» Aim:
In the material below, the lines containing the word "components" are required; copy each of them.

» Dataset content:
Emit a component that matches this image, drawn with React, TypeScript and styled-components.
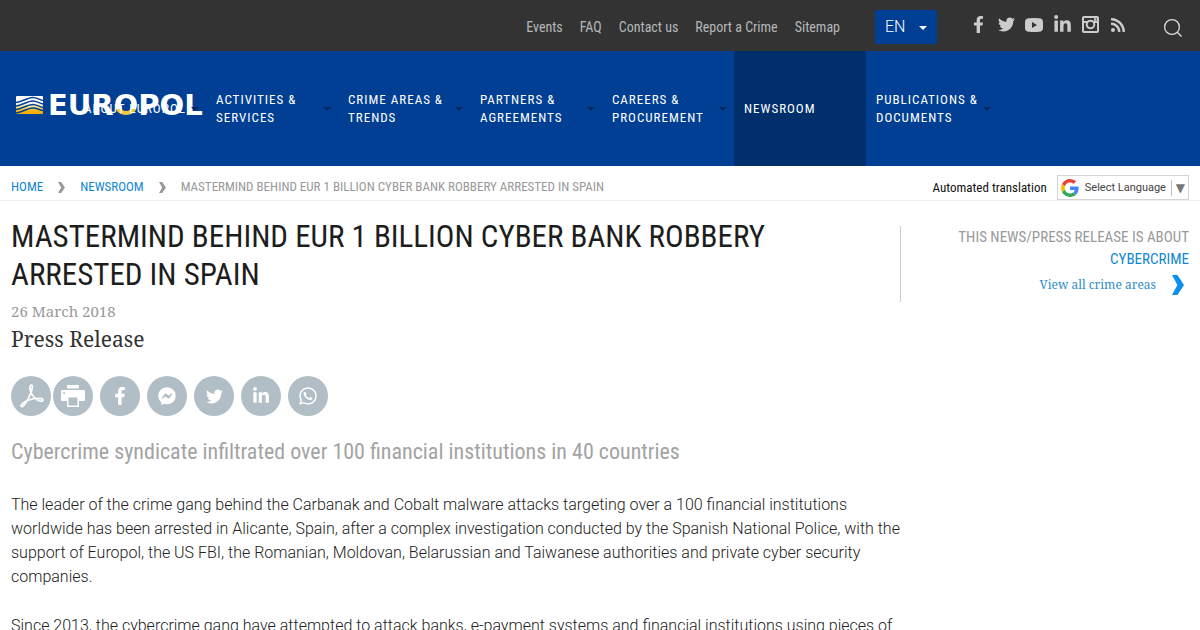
import React from "react";
import styled, { createGlobalStyle } from "styled-components";
import {
  FaFacebookF,
  FaTwitter,
  FaLinkedinIn,
  FaRss,
  FaFacebookMessenger,
  FaWhatsapp,
} from "react-icons/fa";

const condensed = `"Roboto Condensed", Roboto, "Liberation Sans Narrow", sans-serif`;
const sans = `Roboto, "Liberation Sans", sans-serif`;
const serif = `"Noto Serif", "Droid Serif", "DejaVu Serif", serif`;

const GlobalStyle = createGlobalStyle`
  * { box-sizing: border-box; }
  body { margin: 0; background: #fff; color: #222; font-family: ${sans}; }
  a { text-decoration: none; color: inherit; }
  button, select { font: inherit; color: inherit; border: 0; background: none; padding: 0; margin: 0; }
  ul, ol { list-style: none; margin: 0; padding: 0; }
  svg { display: block; }
`;

const TopBar = styled.div`
  display: flex;
  justify-content: flex-end;
  align-items: center;
  height: 51px;
  padding: 0 17px 0 12px;
  background: #333;
`;

const UtilityLinks = styled.nav`
  display: flex;
  gap: 17px;
  margin-top: 2px;
  font: 400 14px/20px ${condensed};
  color: #b5b8ba;
`;

const LanguageBox = styled.div`
  position: relative;
  width: 62px;
  height: 34px;
  margin: 3px 31px 0 35px;
  background: #003f93;
  color: #fff;
`;

const LanguageSelect = styled.select`
  appearance: none;
  width: 100%;
  height: 100%;
  padding: 0 10px;
  font: 300 16px/34px ${sans};
`;

const Caret = styled.span<{ $color: string }>`
  flex: none;
  width: 0;
  height: 0;
  border: 4px solid transparent;
  border-top-color: ${(p) => p.$color};
  border-bottom: 0;
`;

const LanguageCaret = styled(Caret)`
  position: absolute;
  right: 10px;
  top: 16px;
  pointer-events: none;
`;

const SocialList = styled.ul`
  display: flex;
  gap: 8px;
  margin-bottom: 2px;
  color: #ccc;
`;

const SocialLink = styled.a`
  display: flex;
  align-items: center;
  justify-content: center;
  width: 20px;
  height: 20px;
`;

const SearchButton = styled.button`
  margin: 4px 0 0 35px;
  color: #ddd;
`;

const Header = styled.header`
  position: relative;
  display: flex;
  height: 115px;
  padding-left: 74px;
  background: #003f93;
`;

const Logo = styled.a`
  position: absolute;
  left: 16px;
  top: 38px;
  display: flex;
  align-items: center;
  gap: 5px;
  color: #fff;
  font: 700 29px/32px "DejaVu Sans", sans-serif;
`;

const GoldLetter = styled.span`
  background: linear-gradient(#fff 62%, #f3c83c 62%);
  background-clip: text;
  color: transparent;
`;

const MainNav = styled.nav`
  position: relative;
  display: flex;
`;

const NavItem = styled.a<{ $active?: boolean }>`
  display: flex;
  align-items: center;
  justify-content: space-between;
  width: 132px;
  padding: 0 7px 0 10px;
  background: ${(p) => (p.$active ? "#002f6c" : "transparent")};
  color: #fff;
  font: 400 13px/18px ${condensed};
  letter-spacing: 1px;
  white-space: nowrap;
`;

const CrumbBar = styled.div`
  display: flex;
  justify-content: space-between;
  align-items: flex-end;
  height: 35px;
  padding: 0 11px;
  border-bottom: 1px solid #eee;
`;

const Crumbs = styled.ol`
  display: flex;
  align-items: center;
  height: 26px;
  font: 400 13px/16px ${condensed};
  color: #999;
`;

const Crumb = styled.li`
  display: flex;
  align-items: center;
  a { color: #0f87d2; }
  svg { margin: 0 15px; }
`;

const Translate = styled.div`
  display: flex;
  align-items: center;
  gap: 10px;
  font: 400 13px/18px ${condensed};
  color: #111;
`;

const TranslateBox = styled.div`
  display: flex;
  align-items: center;
  height: 25px;
  padding: 0 3px;
  border: 1px solid #d5d5d5;
  color: #666;
`;

const TranslateSelect = styled.select`
  appearance: none;
  width: 92px;
  padding: 0 0 0 6px;
  font: 400 11px/16px ${sans};
  color: #444;
`;

const TranslateArrow = styled.span`
  padding-left: 4px;
  border-left: 1px solid #bbb;
  font: 400 12px/16px "DejaVu Sans", sans-serif;
  color: #767676;
`;

const Page = styled.main`
  display: flex;
  align-items: flex-start;
  padding: 17px 11px 0;
`;

const Article = styled.article`
  flex: 1;
  min-width: 0;
`;

const Title = styled.h1`
  margin: 0;
  max-width: 800px;
  font: 400 31px/38px ${condensed};
  color: #1d1d1d;
`;

const DateLine = styled.p`
  margin: 7px 0 0;
  font: 400 15px/20px ${serif};
  color: #999;
`;

const Kind = styled.p`
  margin: 4px 0 0;
  font: 400 21px/28px ${serif};
  color: #333;
`;

const ShareList = styled.ul`
  display: flex;
  gap: 7px;
  margin: 23px 0 0;
  li:first-child { margin-right: -5px; }
`;

const ShareLink = styled.a`
  display: flex;
  align-items: center;
  justify-content: center;
  width: 40px;
  height: 40px;
  border-radius: 50%;
  background: #b1bec6;
  color: #fff;
`;

const Lead = styled.h2`
  margin: 20px 0 0;
  font: 400 22px/32px ${condensed};
  color: #a3a3a3;
`;

const Paragraph = styled.p`
  margin: 25px 0 0;
  font: 300 16px/24px ${sans};
  color: #222;
`;

const Aside = styled.aside`
  display: flex;
  flex-direction: column;
  align-items: flex-end;
  width: 289px;
  height: 76px;
  margin-top: 8px;
  border-left: 1px solid #ccc;
  font: 400 15px/22px ${condensed};
  color: #999;
`;

const TopicLink = styled.a`
  color: #0f87d2;
`;

const AreasLink = styled.a`
  display: flex;
  align-items: center;
  gap: 16px;
  margin-top: 4px;
  padding-right: 5px;
  font: 400 12px/22px ${serif};
  color: #2b8cc9;
`;

const Mark = () => (
  <svg width="27" height="18" viewBox="0 0 27 18" aria-hidden="true">
    <defs>
      <linearGradient id="mark" x1="0" y1="0" x2="0" y2="1">
        <stop offset="0.400" stopColor="#fff" />
        <stop offset="0.600" stopColor="#f3e08a" />
        <stop offset="0.850" stopColor="#f9b000" />
      </linearGradient>
    </defs>
    <rect width="27" height="18" rx="1" fill="url(#mark)" />
    <g fill="none" stroke="#003f93" strokeWidth="1.400">
      <path d="M0 6.500C6 6 11 1.500 17 1.500C21 1.500 23 4 27 4.500" />
      <path d="M0 10C6 9.500 11 5 17 5C21 5 23 7.500 27 8" />
      <path d="M0 13.500C6 13 11 8.500 17 8.500C21 8.500 23 11 27 11.500" />
      <path d="M0 17C6 16.500 11 12 17 12C21 12 23 14 27 14.500" />
    </g>
  </svg>
);

const YouTube = () => (
  <svg width="18" height="14" viewBox="0 0 18 14" aria-hidden="true">
    <path
      fill="currentColor"
      fillRule="evenodd"
      d="M4 0.300Q9 -0.200 14 0.300Q18 0.500 18 4V10Q18 13.500 14 13.700Q9 14.200 4 13.700Q0 13.500 0 10V4Q0 0.500 4 0.300ZM7 4V10L12 7Z"
    />
  </svg>
);

const Instagram = () => (
  <svg width="17" height="17" viewBox="0 0 17 17" fill="none" stroke="currentColor" aria-hidden="true">
    <rect x="1" y="1" width="15" height="15" rx="1" strokeWidth="2" />
    <path d="M1 6H5M12 6H16" strokeWidth="2" />
    <circle cx="8.500" cy="8.500" r="3.800" strokeWidth="2" />
    <path d="M12 3.500H14.500" strokeWidth="2.500" />
  </svg>
);

const Search = () => (
  <svg width="20" height="20" viewBox="0 0 20 20" fill="none" stroke="currentColor" strokeWidth="1.300" aria-hidden="true">
    <circle cx="9" cy="9" r="7.400" />
    <path d="M14.300 14.300L18.500 18.500" />
  </svg>
);

const Chevron = ({ w, h, color }: { w: number; h: number; color: string }) => (
  <svg width={w} height={h} viewBox="0 0 10 20" preserveAspectRatio="none" aria-hidden="true">
    <path d="M0 0H4.500L10 10L4.500 20H0L4.500 10Z" fill={color} />
  </svg>
);

const Google = () => (
  <svg width="18" height="18" viewBox="0 0 48 48" aria-hidden="true">
    <path fill="#EA4335" d="M24 9.500c3.540 0 6.710 1.220 9.210 3.600l6.850-6.850C35.900 2.380 30.470 0 24 0 14.620 0 6.510 5.380 2.560 13.220l7.980 6.190C12.430 13.720 17.740 9.500 24 9.500z" />
    <path fill="#4285F4" d="M46.980 24.550c0-1.570-.15-3.090-.38-4.550H24v9.020h12.940c-.58 2.960-2.260 5.480-4.780 7.180l7.730 6c4.510-4.180 7.090-10.360 7.090-17.650z" />
    <path fill="#FBBC05" d="M10.530 28.590c-.48-1.450-.76-2.990-.76-4.590s.27-3.140.76-4.590l-7.980-6.190C.92 16.460 0 20.120 0 24c0 3.880.92 7.540 2.560 10.780l7.970-6.190z" />
    <path fill="#34A853" d="M24 48c6.480 0 11.930-2.130 15.890-5.810l-7.730-6c-2.150 1.450-4.920 2.300-8.160 2.300-6.260 0-11.570-4.220-13.470-9.910l-7.980 6.190C6.510 42.620 14.620 48 24 48z" />
  </svg>
);

const Pdf = () => (
  <svg width="26" height="26" viewBox="0 0 26 26" fill="none" stroke="currentColor" strokeWidth="1.700" strokeLinejoin="round" aria-hidden="true">
    <path d="M13.500 2C11.200 2 11.800 6.500 13 9.500C14.200 12.500 18 17 22.500 18.200C25 18.800 26 16.300 23.500 15.600C19 14.600 12 16.200 8.500 18C5 19.700 2.500 22 3.200 23.300C4.300 25 8 20 10.500 15.200C13.300 9.700 15.800 2 13.500 2Z" />
  </svg>
);

const Printer = () => (
  <svg width="24" height="22" viewBox="0 0 24 22" aria-hidden="true">
    <rect x="6" y="0" width="12" height="3.500" fill="currentColor" />
    <rect x="0" y="5" width="24" height="11" rx="1" fill="currentColor" />
    <circle cx="3" cy="8" r="1" fill="#b1bec6" />
    <rect x="6.750" y="11.750" width="10.500" height="9.500" fill="#b1bec6" stroke="currentColor" strokeWidth="1.500" />
  </svg>
);

const utility = ["Events", "FAQ", "Contact us", "Report a Crime", "Sitemap"];

const social = [
  { name: "Facebook", icon: <FaFacebookF size={17} /> },
  { name: "Twitter", icon: <FaTwitter size={17} /> },
  { name: "YouTube", icon: <YouTube /> },
  { name: "LinkedIn", icon: <FaLinkedinIn size={19} /> },
  { name: "Instagram", icon: <Instagram /> },
  { name: "RSS", icon: <FaRss size={16} /> },
];

const sections = [
  { lines: ["ABOUT EUROPOL"], menu: true },
  { lines: ["ACTIVITIES &", "SERVICES"], menu: true },
  { lines: ["CRIME AREAS &", "TRENDS"], menu: true },
  { lines: ["PARTNERS &", "AGREEMENTS"], menu: true },
  { lines: ["CAREERS &", "PROCUREMENT"], menu: true },
  { lines: ["NEWSROOM"], active: true },
  { lines: ["PUBLICATIONS &", "DOCUMENTS"], menu: true },
];

const share = [
  { name: "PDF", icon: <Pdf /> },
  { name: "Print", icon: <Printer /> },
  { name: "Facebook", icon: <FaFacebookF size={18} /> },
  { name: "Messenger", icon: <FaFacebookMessenger size={18} /> },
  { name: "Twitter", icon: <FaTwitter size={17} /> },
  { name: "LinkedIn", icon: <FaLinkedinIn size={18} /> },
  { name: "WhatsApp", icon: <FaWhatsapp size={20} /> },
];

export default function App() {
  return (
    <>
      <GlobalStyle />
      <TopBar>
        <UtilityLinks>
          {utility.map((u) => (
            <a href="#" key={u}>{u}</a>
          ))}
        </UtilityLinks>
        <LanguageBox>
          <LanguageSelect aria-label="Language">
            <option>EN</option>
          </LanguageSelect>
          <LanguageCaret $color="#fff" />
        </LanguageBox>
        <SocialList>
          {social.map((s) => (
            <li key={s.name}>
              <SocialLink href="#" aria-label={s.name}>{s.icon}</SocialLink>
            </li>
          ))}
        </SocialList>
        <SearchButton aria-label="Search"><Search /></SearchButton>
      </TopBar>
      <Header>
        <Logo href="#" aria-label="Europol">
          <Mark />
          <span>EUR<GoldLetter>O</GoldLetter>POL</span>
        </Logo>
        <MainNav>
          {sections.map((s) => (
            <NavItem href="#" key={s.lines[0]} $active={s.active}>
              <span>
                {s.lines.map((l, i) => (
                  <React.Fragment key={l}>
                    {i > 0 && <br />}
                    {l}
                  </React.Fragment>
                ))}
              </span>
              {s.menu && <Caret $color="#00285c" />}
            </NavItem>
          ))}
        </MainNav>
      </Header>
      <CrumbBar>
        <Crumbs>
          <Crumb><a href="#">HOME</a><Chevron w={7} h={11} color="#999" /></Crumb>
          <Crumb><a href="#">NEWSROOM</a><Chevron w={7} h={11} color="#999" /></Crumb>
          <Crumb>MASTERMIND BEHIND EUR 1 BILLION CYBER BANK ROBBERY ARRESTED IN SPAIN</Crumb>
        </Crumbs>
        <Translate>
          <label htmlFor="translate">Automated translation</label>
          <TranslateBox>
            <Google />
            <TranslateSelect id="translate">
              <option>Select Language</option>
            </TranslateSelect>
            <TranslateArrow>▼</TranslateArrow>
          </TranslateBox>
        </Translate>
      </CrumbBar>
      <Page>
        <Article>
          <Title>MASTERMIND BEHIND EUR 1 BILLION CYBER BANK ROBBERY ARRESTED IN SPAIN</Title>
          <DateLine>26 March 2018</DateLine>
          <Kind>Press Release</Kind>
          <ShareList>
            {share.map((s) => (
              <li key={s.name}>
                <ShareLink href="#" aria-label={s.name}>{s.icon}</ShareLink>
              </li>
            ))}
          </ShareList>
          <Lead>Cybercrime syndicate infiltrated over 100 financial institutions in 40 countries</Lead>
          <Paragraph>
            The leader of the crime gang behind the Carbanak and Cobalt malware attacks targeting over a 100 financial
            institutions worldwide has been arrested in Alicante, Spain, after a complex investigation conducted by the
            Spanish National Police, with the support of Europol, the US FBI, the Romanian, Moldovan, Belarussian and
            Taiwanese authorities and private cyber security companies.
          </Paragraph>
          <Paragraph>
            Since 2013, the cybercrime gang have attempted to attack banks, e-payment systems and financial institutions
            using pieces of
          </Paragraph>
        </Article>
        <Aside>
          <span>THIS NEWS/PRESS RELEASE IS ABOUT</span>
          <TopicLink href="#">CYBERCRIME</TopicLink>
          <AreasLink href="#">
            View all crime areas
            <Chevron w={12} h={20} color="#0a8ff0" />
          </AreasLink>
        </Aside>
      </Page>
    </>
  );
}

» Answer to this problem:
Emit a component that matches this image, drawn with React, TypeScript and styled-components.
import styled, { createGlobalStyle } from "styled-components";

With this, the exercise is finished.